Pub Date: Oct. 13th, 2002
ISBN: 0-375-41500-9
Publisher: Everyman’s Library

This definitive omnibus of Chandler’s short fiction, prefaced by John Bayley’s suavely general, very English introduction, makes previous collections look downright niggardly. In addition to the eight stories of Killer in the Rain (1964), which Chandler “cannibalized” (his term) for The Big Sleep, Farewell, My Lovely, and The Lady in the Lake, and the 13 non-cannibalized stories in the Library of America Stories and Early Novels (1995), it includes “The Pencil”—Chandler’s last story, and practically the only one that stars Philip Marlowe and not some earlier version of the peerless shamus like Mallory, Ted Carmady, or John Dalmas—and three never-before-reprinted tales. It’s easy to see why “The Bronze Door” (1939), “Professor Bingo’s Snuff” (1951), and “English Summer” (1974) have sunk into obscurity, since all three are atypical—the first a supernaturally-tinged fable of alternative lives, the second an equally paranormal account of a cuckold who takes advantage of an invisibility potion to take control, the third a romantic idyll that ends in murder—though all are full of characteristically male dreamers and female schemers.
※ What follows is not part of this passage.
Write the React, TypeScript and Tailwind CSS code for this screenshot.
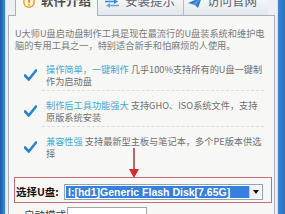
import React from "react";

const cjk = { fontFamily: '"Noto Sans CJK SC", "Noto Sans", sans-serif' };

function InfoIcon() {
  return (
    <svg width="12" height="12" viewBox="0 0 12 12">
      <circle cx="6" cy="6" r="5.2" fill="#fff4d6" stroke="#e3a233" strokeWidth="1.4" />
      <rect x="5.2" y="2.6" width="1.6" height="4.6" rx="0.6" fill="#d38a1e" />
      <rect x="5.2" y="8" width="1.6" height="1.6" rx="0.6" fill="#d38a1e" />
    </svg>
  );
}

function SwapIcon() {
  return (
    <svg width="16" height="9" viewBox="0 0 16 9">
      <path d="M1 2.5h10" stroke="#3d8bd4" strokeWidth="1.6" />
      <path d="M10 0l4 2.5-4 2.5z" fill="#3d8bd4" />
      <path d="M15 6.5H5" stroke="#6aa8e0" strokeWidth="1.6" />
      <path d="M6 4L2 6.5 6 9z" fill="#6aa8e0" />
    </svg>
  );
}

function PlaneIcon() {
  return (
    <svg width="14" height="11" viewBox="0 0 14 11">
      <path d="M0 6L14 0 10 11 7 8z" fill="#2f7fd2" />
      <path d="M7 8L14 0 5.5 6.5z" fill="#5fa2e4" />
    </svg>
  );
}

function Check() {
  return (
    <svg width="13" height="12" viewBox="0 0 13 12" className="shrink-0">
      <path d="M1 6.5L4.8 10.5 12 1.5" fill="none" stroke="#2a83cf" strokeWidth="2.6" strokeLinecap="round" strokeLinejoin="round" />
    </svg>
  );
}

const items = [
  { hl: "操作简单，一键制作", l1: " 几乎100%支持所有的U盘一键制", l2: "作为启动盘" },
  { hl: "制作后工具功能强大", l1: " 支持GHO、ISO系统文件，支持", l2: "原版系统安装" },
  { hl: "兼容性强", l1: " 支持最新型主板与笔记本，多个PE版本供选", l2: "择" },
];

export default function App() {
  return (
    <div className="relative w-[285px] h-[214px] overflow-hidden flex" style={cjk}>
      {/* window frame left */}
      <div className="w-[6px] bg-gradient-to-r from-[#185aa6] to-[#3c8ad6] border-r border-[#cfe0f0]" />

      <div className="flex-1 flex flex-col bg-[#edf0f2] px-[2px]">
        {/* tabs */}
        <div className="h-[16px] flex pl-[7px] shrink-0">
          <div className="relative z-10 w-[83px] h-[16px] bg-[#f7f7f5] border-x border-[#a7b0ba] flex items-start pl-[7px] gap-[6px]">
            <div className="-mt-[4px]"><InfoIcon /></div>
            <span className="-mt-[6px] text-[12.5px] leading-[14px] font-bold text-[#4d4d4d]">软件介绍</span>
          </div>
          <div className="w-[86px] h-[15px] bg-gradient-to-b from-[#f3f5f7] to-[#e3e8ed] border-r border-[#b4bcc6] flex items-start pl-[6px] gap-[5px]">
            <div className="-mt-px"><SwapIcon /></div>
            <span className="-mt-[6px] text-[12.5px] leading-[14px] text-[#5a6470]">安装提示</span>
          </div>
          <div className="w-[84px] h-[15px] bg-gradient-to-b from-[#f3f5f7] to-[#e3e8ed] flex items-start pl-[4px] gap-[5px]">
            <div className="-mt-[3px]"><PlaneIcon /></div>
            <span className="-mt-[6px] text-[12.5px] leading-[14px] text-[#5a6470]">访问官网</span>
          </div>
        </div>

        {/* panel */}
        <div className="-mt-px flex-1 border border-[#a7b0ba] bg-[#f7f7f5] pl-[6px] pt-[11px]">
          <p className="text-[9.2px] leading-[12px] text-[#7a7a7a] whitespace-nowrap">
            U大师U盘启动盘制作工具是现在最流行的U盘装系统和维护电
            <br />
            脑的专用工具之一，特别适合新手和怕麻烦的人使用。
          </p>

          <div className="mt-[12px]">
            {items.map((it, i) => (
              <div key={i}>
                {i > 0 && <div className="ml-[27px] mr-[10px] border-t border-dashed border-[#dcdcdc]" />}
                <div className={`flex items-center gap-[9px] pl-[9px] pb-[3px] ${i > 0 ? "pt-[8px]" : ""}`}>
                  <Check />
                  <p className="text-[9.2px] leading-[12px] text-[#707070] whitespace-nowrap">
                    <span className="text-[#3fa9d6]">{it.hl}</span>
                    {it.l1}
                    <br />
                    {it.l2}
                  </p>
                </div>
              </div>
            ))}
          </div>

          {/* select row, outlined in red */}
          <div className="mt-[15px] -ml-px w-[258px] border border-[#c46a78] pt-[6px] pb-[2px] pl-[1px] flex items-center gap-[2px]">
            <span className="w-[46px] text-[10.5px] leading-[16px] font-bold text-[#111] whitespace-nowrap">选择U盘:</span>
            <div className="w-[199px] h-[16px] border border-[#8ea2b8] bg-white p-px flex">
              <div className="flex-1 bg-[#3580de] flex items-center pl-[2px]">
                <span className="text-[10.5px] leading-[12px] font-bold text-white whitespace-nowrap" style={{ fontFamily: '"Liberation Sans", Arial, sans-serif' }}>
                  I:[hd1]Generic Flash Disk[7.65G]
                </span>
              </div>
              <div className="w-[12px] bg-[#f2f2f2] border-l border-[#c8c8c8] flex items-center justify-center">
                <svg width="6" height="4" viewBox="0 0 6 4"><path d="M0 0h6L3 4z" fill="#111" /></svg>
              </div>
            </div>
          </div>

          {/* next row, cut off */}
          <div className="mt-[4px] flex items-start gap-[4px]">
            <span className="w-[48px] pl-[9px] text-[10.5px] leading-[16px] text-[#444] whitespace-nowrap">启动模式:</span>
            <div className="w-[80px] h-[16px] border border-[#a3a3a3] bg-white" />
          </div>
        </div>
      </div>

      {/* window frame right */}
      <div className="w-[8px] bg-gradient-to-r from-[#3b86d2] to-[#2a70c0] border-l border-[#d4e3f2]" />

      {/* red annotation arrow */}
      <div className="absolute left-[133px] top-[148px] w-[2px] h-[23px] bg-[#b86a6a]" />
      <svg className="absolute left-[129px] top-[169px]" width="10" height="9" viewBox="0 0 10 9">
        <path d="M0 0h10L5 9z" fill="#d42a2a" />
      </svg>
    </div>
  );
}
Fans inadvisedly imbibing the rest of the collection nonstop will see Chandler’s rapid evolution from the violent fumblings of “Blackmailers Don’t Shoot” to the pulp formula mastery of “Goldfish” to the matchless urban poetry of “Red Wind” and “I’ll Be Waiting.”

Chandler thought of himself as a novelist who also wrote short fiction, and this collection won’t change that verdict. But having all 25 of the world’s greatest pulp writer’s checkered, indispensable stories available in a single volume is a pleasure long overdue.